Há quatro anos, 16 Estados tiveram resultados com diferenças inferiores a seis pontos percentuais -sendo que em Oregon, Novo México, Iowa e Wisconsin não passou de 0,4. O número de Estados-pêndulo nesta eleição, segundo analistas políticos, varia de 16 a 20, dependendo dos critérios de cada um.
"Essa é a fraqueza do nosso modelo de colégio eleitoral. Metade do país não tem realmente campanha eleitoral e isso é uma lástima", julga Kathleen Jamieson, diretora da Escola de Comunicação Annenberg, da Universidade da Pensilvânia, e autora de vários livros sobre campanhas presidenciais nos Estados Unidos.

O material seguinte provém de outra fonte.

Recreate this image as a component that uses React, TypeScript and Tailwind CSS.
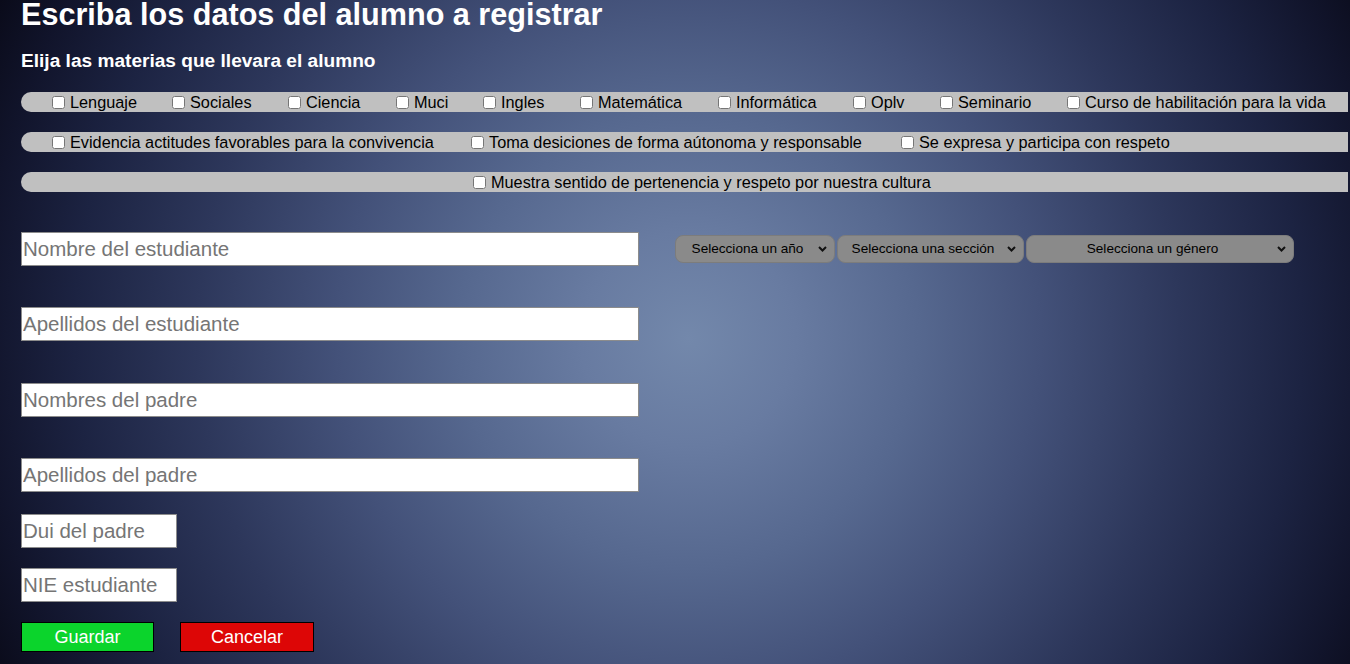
import React from "react";

const row1: { label: string; w?: string }[] = [
  { label: "Lenguaje", w: "w-[120px]" },
  { label: "Sociales", w: "w-[116px]" },
  { label: "Ciencia", w: "w-[108px]" },
  { label: "Muci", w: "w-[87px]" },
  { label: "Ingles", w: "w-[97px]" },
  { label: "Matemática", w: "w-[138px]" },
  { label: "Informática", w: "w-[135px]" },
  { label: "Oplv", w: "w-[87px]" },
  { label: "Seminario", w: "w-[127px]" },
  { label: "Curso de habilitación para la vida" },
];

const row2: { label: string; w?: string }[] = [
  { label: "Evidencia actitudes favorables para la convivencia", w: "w-[419px]" },
  { label: "Toma desiciones de forma aútonoma y responsable", w: "w-[430px]" },
  { label: "Se expresa y participa con respeto" },
];

function Check({ label, w }: { label: string; w?: string }) {
  return (
    <label className={`flex items-center gap-[5px] shrink-0 ${w ?? ""}`}>
      <input type="checkbox" className="w-[13px] h-[13px] m-0" />
      <span className="whitespace-nowrap">{label}</span>
    </label>
  );
}

function Chevron() {
  return (
    <svg width="9" height="6" viewBox="0 0 9 6" className="absolute right-[8px] top-1/2 -translate-y-1/2 pointer-events-none">
      <path d="M1 1 L4.5 4.5 L8 1" fill="none" stroke="#111" strokeWidth="2" />
    </svg>
  );
}

function Select({ label, w }: { label: string; w: string }) {
  return (
    <div className={`relative ${w} h-[28px]`}>
      <select className="appearance-none w-full h-full bg-[#8a8a8a] border border-[#7c7c7c] rounded-[8px] text-[13.6px] text-black text-center pl-[2px] pr-[17px] outline-none">
        <option>{label}</option>
      </select>
      <Chevron />
    </div>
  );
}

function TextInput({ ph, w, className = "" }: { ph: string; w: string; className?: string }) {
  return (
    <input
      type="text"
      placeholder={ph}
      className={`${w} h-[34px] bg-white border border-[#8c8c8c] px-[1px] text-[20.5px] text-black placeholder:text-[#757575] outline-none block ${className}`}
    />
  );
}

export default function App() {
  return (
    <div className="w-full h-[664px] overflow-hidden font-['Liberation_Sans',Arial,sans-serif] bg-[radial-gradient(circle_at_51%_51%,#7388ab_0%,#687ba1_14%,#56688f_30%,#435179_46%,#2d375b_64%,#1c2342_80%,#11142b_92%,#0a0b1a_100%)]">
      <div className="pl-[21px]">
        <h1 className="text-[30.6px] leading-[28px] font-bold text-white">Escriba los datos del alumno a registrar</h1>
        <h3 className="mt-[23px] text-[19.1px] leading-[20px] font-bold text-white">Elija las materias que llevara el alumno</h3>

        <div className="mt-[21px] flex flex-col gap-[20px] text-[16.3px] text-black">
          <div className="h-[20px] w-[1327px] bg-[#c0c0c0] rounded-l-full flex items-center pl-[31px]">
            {row1.map((r) => (
              <Check key={r.label} {...r} />
            ))}
          </div>
          <div className="h-[20px] w-[1327px] bg-[#c0c0c0] rounded-l-full flex items-center pl-[31px]">
            {row2.map((r) => (
              <Check key={r.label} {...r} />
            ))}
          </div>
          <div className="h-[20px] w-[1327px] bg-[#c0c0c0] rounded-l-full flex items-center pl-[452px]">
            <Check label="Muestra sentido de pertenencia y respeto por nuestra cultura" />
          </div>
        </div>

        <div className="mt-[40px] flex items-center">
          <TextInput ph="Nombre del estudiante" w="w-[618px]" />
          <div className="ml-[36px] flex items-center gap-[2px]">
            <Select label="Selecciona un año" w="w-[160px]" />
            <Select label="Selecciona una sección" w="w-[187px]" />
            <Select label="Selecciona un género" w="w-[268px]" />
          </div>
        </div>
        <TextInput ph="Apellidos del estudiante" w="w-[618px]" className="mt-[41px]" />
        <TextInput ph="Nombres del padre" w="w-[618px]" className="mt-[42px]" />
        <TextInput ph="Apellidos del padre" w="w-[618px]" className="mt-[41px]" />
        <TextInput ph="Dui del padre" w="w-[156px]" className="mt-[22px]" />
        <TextInput ph="NIE estudiante" w="w-[156px]" className="mt-[20px]" />

        <div className="mt-[20px] flex gap-[26px]">
          <button className="w-[133px] h-[30px] bg-[#0bd42c] border border-black text-white text-[18px]">Guardar</button>
          <button className="w-[134px] h-[30px] bg-[#dd0606] border border-black text-white text-[18px]">Cancelar</button>
        </div>
      </div>
    </div>
  );
}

Embora pareça uma aberração a existência do colégio eleitoral, seu uso ainda hoje pode ser justificado, segundo Larry Sabato, diretor do Centro para a Política, da Universidade da Virgínia. "O colégio eleitoral foi planejado para proteger os interesses dos Estados menores. Os "Founding Fathers" [pais da independência americana] foram muito cautelosos em relação a isso e advertiram contra a "tirania da maioria". Um voto direto resultaria em ainda mais Estados sendo ignorados. Iríamos ver candidatos fazendo campanhas somente nos Estados mais populosos."
Para quem se surpreende com o fato de que após o fiasco de 2000 os EUA não abandonaram o colégio eleitoral, Jamieson e Sabato dão razões práticas para a sua manutenção.
"Uma emenda à Constituição exige a ratificação de três quartos dos Estados. Isso significa que para derrotar uma proposta basta 13 Estados dizerem não. E mais de 13 Estados, 19 para ser exato, se beneficiam desse sistema", aponta Sabato.
"Se o partido no governo achasse que teria vantagens, talvez houvesse mudanças. Mas ele chegou lá por causa do colégio eleitoral. E o partido fora do poder não vê um cenário no qual possa ser uma vantagem no futuro. Lembre-se de que as previsões uma semana antes da eleição de 2000 eram de que Al Gore venceria no colégio eleitoral e Bush no voto popular", acrescenta Jamieson.

Primárias e abstenção
Outro problema sério com o sistema de escolha do presidente apontado pelos analistas é a definição das candidaturas por meio das primárias partidárias, que dão uma excessiva importância aos Estados que vêm primeiro no calendário das prévias. "Eu moro na Pensilvânia e jamais votei em uma primária que tivesse feito qualquer diferença no resultado final", diz Jamieson.
"O processo tornou Maine, New Hampshire e Iowa muito mais importantes do que deveriam ser, porque o vencedor ganha toda a atenção da mídia", afirma Curtis Gans, diretor do independente Comitê para o Estudo do Eleitorado Americano.
"Eu passei 85 dias de campanha somente em Iowa. Veja, Iowa é um grande Estado, mas 85 dias inteiros de campanha em um único Estado... Realmente não faz muito sentido, não é?", disse Michael Dukakis -candidato democrata derrotado por George Bush (pai do atual presidente) em 1988- em um simpósio na Universidade de Virgínia em 2001. A população de Iowa é de 3 milhões (cerca de 1% do total do país).
Gans também aponta entre as deficiências do sistema eleitoral americano o desinteresse da população: "Nós tivemos uma queda de participação do eleitor de 25% desde 1960. Menos de 10% dos eleitores jovens, entre 18 e 19 anos, votaram em 2002".
O índice de comparecimento às urnas em eleições presidenciais costuma ficar em torno de 50% (nas eleições para o Congresso não chega a 40%). Se considerarmos que apenas a metade dos eleitores priorizados por Bush e Kerry sairão de casa no dia 2 de novembro para votar, poderíamos concluir que a escolha do futuro presidente dos EUA vai ser definida por apenas um quinto do eleitorado do país.